-Analysis-
BEIJING — There’s a new trend in China’s public hospitals: “stewardess nurses,” sporting smart uniforms, pretty faces and nice airs while providing services such as greeting people with smiles at the entrance, offering cups of water or opening the elevator door for patients.
Such hospital “innovation” is supposed to provide patients with better service. Yet where a flight attendant learns a whole set of rigorous rules and regulations, and is part of a bona fide security profession, stewardess nurses receive just 10 days of training. More to the point, while China’s health reform needs real medicine, patients are getting fed a flight attendant image campaign instead.
The airline stewardess indeed holds a unique image in modern Chinese society. Some governmental departments even make their cleaning ladies wear stewardess clothing as a uniform. A dubious sign of the times within our political class.
The idea to staff hospitals with these figures is also simply a huge waste of public money. Apart from the uniforms and the training of these hostesses, human resources and maintenance costs are being thrown away. We have to ask what is the official motivation behind this.
Care for the nurses
The Chinese government has been promoting medical reform for a long time without actually achieving much. Public hospitals spend so much energy and resources promoting such shallow marketing gimmicks that could have been used to make real changes to their core mission of curing the sick.
To start with, instead of employing women in smart clothes who have no training, nurses should be given better rights and working conditions. Why not simply increase the number of actual nurses in hospitals so they don’t have to attend to so many unsatisfied patients?
Violent doctor-patient conflicts resulting in the murder of doctors have been a serious issue in China’s hospitals in recent years. Most agree that nurses are uniquely positioned to help resolve small disputes, and help to keep conflicts from turning violent.
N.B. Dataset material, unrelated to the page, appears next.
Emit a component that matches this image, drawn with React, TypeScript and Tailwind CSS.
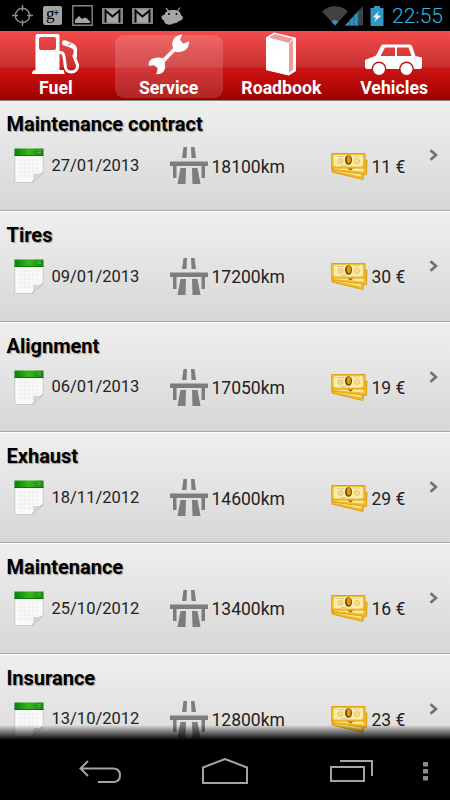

Solving the doctor-patient problem with stewardess nurses is like prescribing the wrong medicine for a malady. What Chinese hospitals need is to raise their diagnostic quality, enhance their medical care, and maintain responsibility and service levels to win back the confidence of the nation’s patients.
Chinese hospitals’ structural reform should be focused on management, personnel and regulation. Even while increasing public investment, the hospitals’ corporate autonomy should also be improved with the goal of establishing much more modern hospital management. This would help eliminate the current tendency of Chinese hospitals to rely on the revenue from pharmaceutical sales to sustain their operations.
Undeniably, China’s hospital reform involves too many competing interests, which makes it virtually impossible to rely on the hospitals themselves to figure out the reforms they need.
Still, stewardess nurses are clearly not the answer. Real nurses are so much more than their uniforms, and curing the poor image of China’s hospitals will require long-term care.